Reddit posts played an instrumental role in spreading a false news story about the unsubstantiated sex scandal, National Observer found earlier this week. That story eventually reached a network of 24 million people, mostly through Reddit.
“By spreading it on Reddit, you can reach huge audiences,” McKelvey said.
Balgord said he’s also seen racist memes circulating on Reddit make their way to Twitter — including the feed of a People’s Party of Canada candidate. He also said he saw unsubstantiated conspiracies on the platform about Elections Canada officials rigging the vote, and people using Reddit to co-ordinate disinformation campaigns in real life or on other platforms.
To stop this, Balgord said, all Reddit would have to do is ban the two Canadian subreddits that cause most of the problems. “They’ve always been a safe space for the alt-right,” he said, and one of the subreddits is openly white nationalist in purpose.

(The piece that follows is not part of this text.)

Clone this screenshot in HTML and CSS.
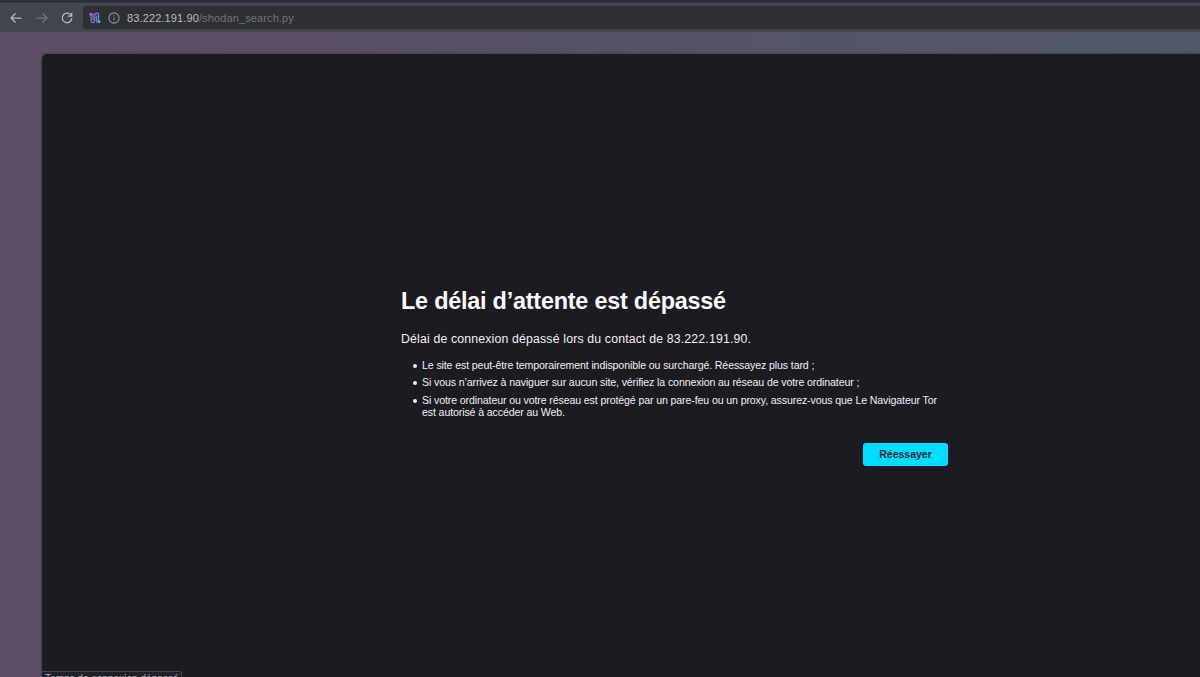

Reddit didn’t answer questions about why it hasn’t banned the subreddits.
After the election, Gould said, the government could consider taking further steps against platforms.
McKelvey said although there appear to have been some misunderstandings, he sees meetings between the government and platforms as a step toward figuring out how to best regulate social media. These discussions raise huge societal questions about free expression that will likely have to be dealt with for the rest of our lives, often on a case-by-case basis, he added.
“It’s a really hard issue,” he said.
“I don’t think it’s ever going to be fixed, which is why I think it needs to have an institution (to consider it). We’ll be dealing with this for the rest of our lives.”